You may be confusing yourself here. There is no
"positive" and "negative" in AC because it changes
several thousand times every second.

For example, a waveform "peak" would be a speaker's
cone moving outwards and back to 0, while a trough
would be the cone moving inwards & back to 0. Translating
this to wires to mean that the electrons flow from A-B
while the voltage increases & goes back to 0 and vice
versa (for a trough, the electrons flow from B-A while
voltage increases & goes back to 0)

That's why I don't understand how RCA & mini-jacks
work since
a) RCA...one wire connected to ground. Where is the
signal coming from? Ground doesn't generate the audio
signal?


The AC signal is carried on the inner pin of the RCA jack
and the ground provides the return path for the complete
circuit. Just as the body of your car carries the return path
for the battery power that runs the starter motor, the power
that runs your lights, and even the audio that goes to the
rear speakers, etc.

b) Common ground...how can that work, shouldn't there
be four different slivers on the mini-jack?

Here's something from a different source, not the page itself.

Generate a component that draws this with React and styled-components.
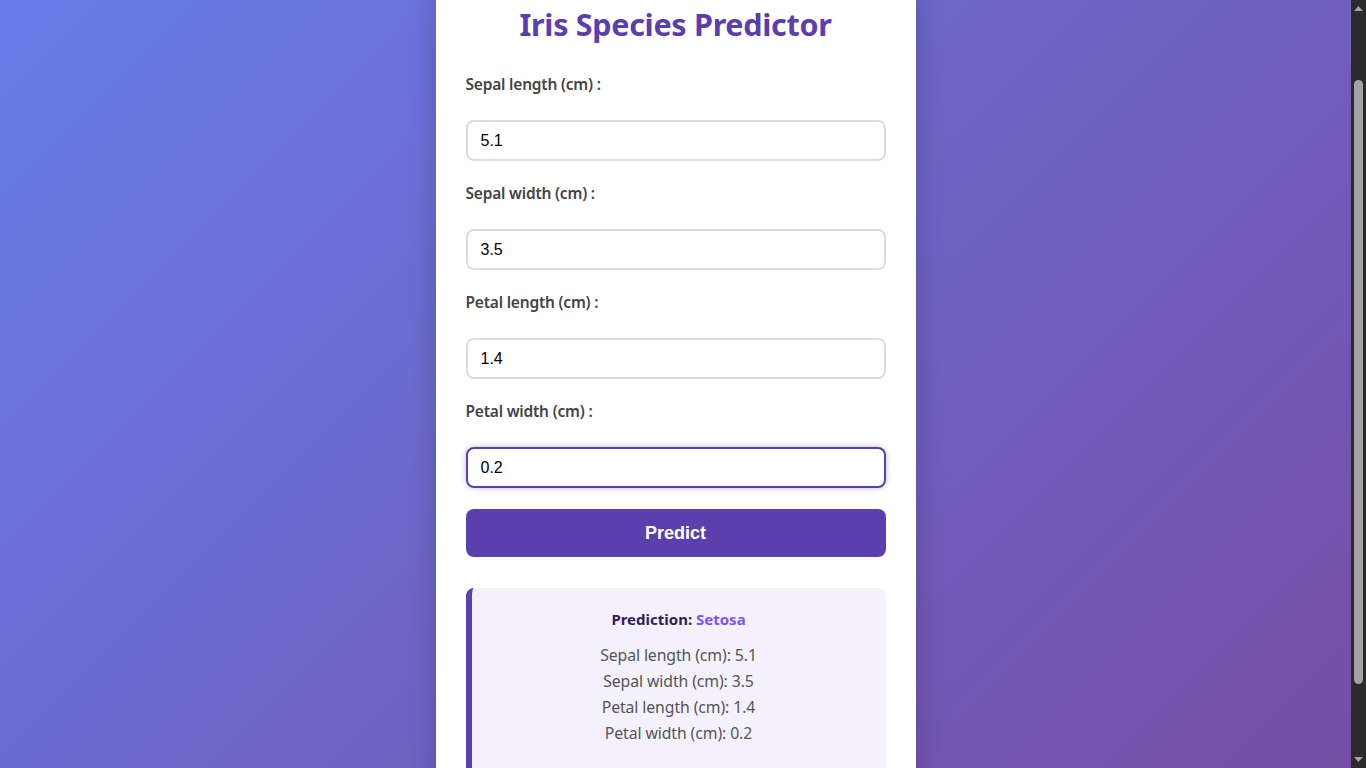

Yes, one method of carrying signal current uses a
BALANCED line where there are two wires, neither of
which are ground. As one side is going positive, the other
side is going an equal distance negative. This method is
typically used for microphones and professional audio
equipment. Because it is more expensive, consumer
electronic equipment tends to use UN-balanced kinds
of connections. Clearly this is quite workable in hundreds
of millions of cases around the planet.

If someone could just explain how a sine wave works
on RCA & (stereo) mini-jacks, that would be very
helpful. In other words, just point \out where the negative
& positives are (as when you connect a speaker, you
need a negative & a positive).


Typical consumer equipment uses UN-balanced connections.
Think of a kid on a pogo stick. The movement is all referenced
against ground. But the ground has to be there even if it
doesn't move. You can't use a pogo-stick in outer space.

Most professional equipment uses BALANCED connections.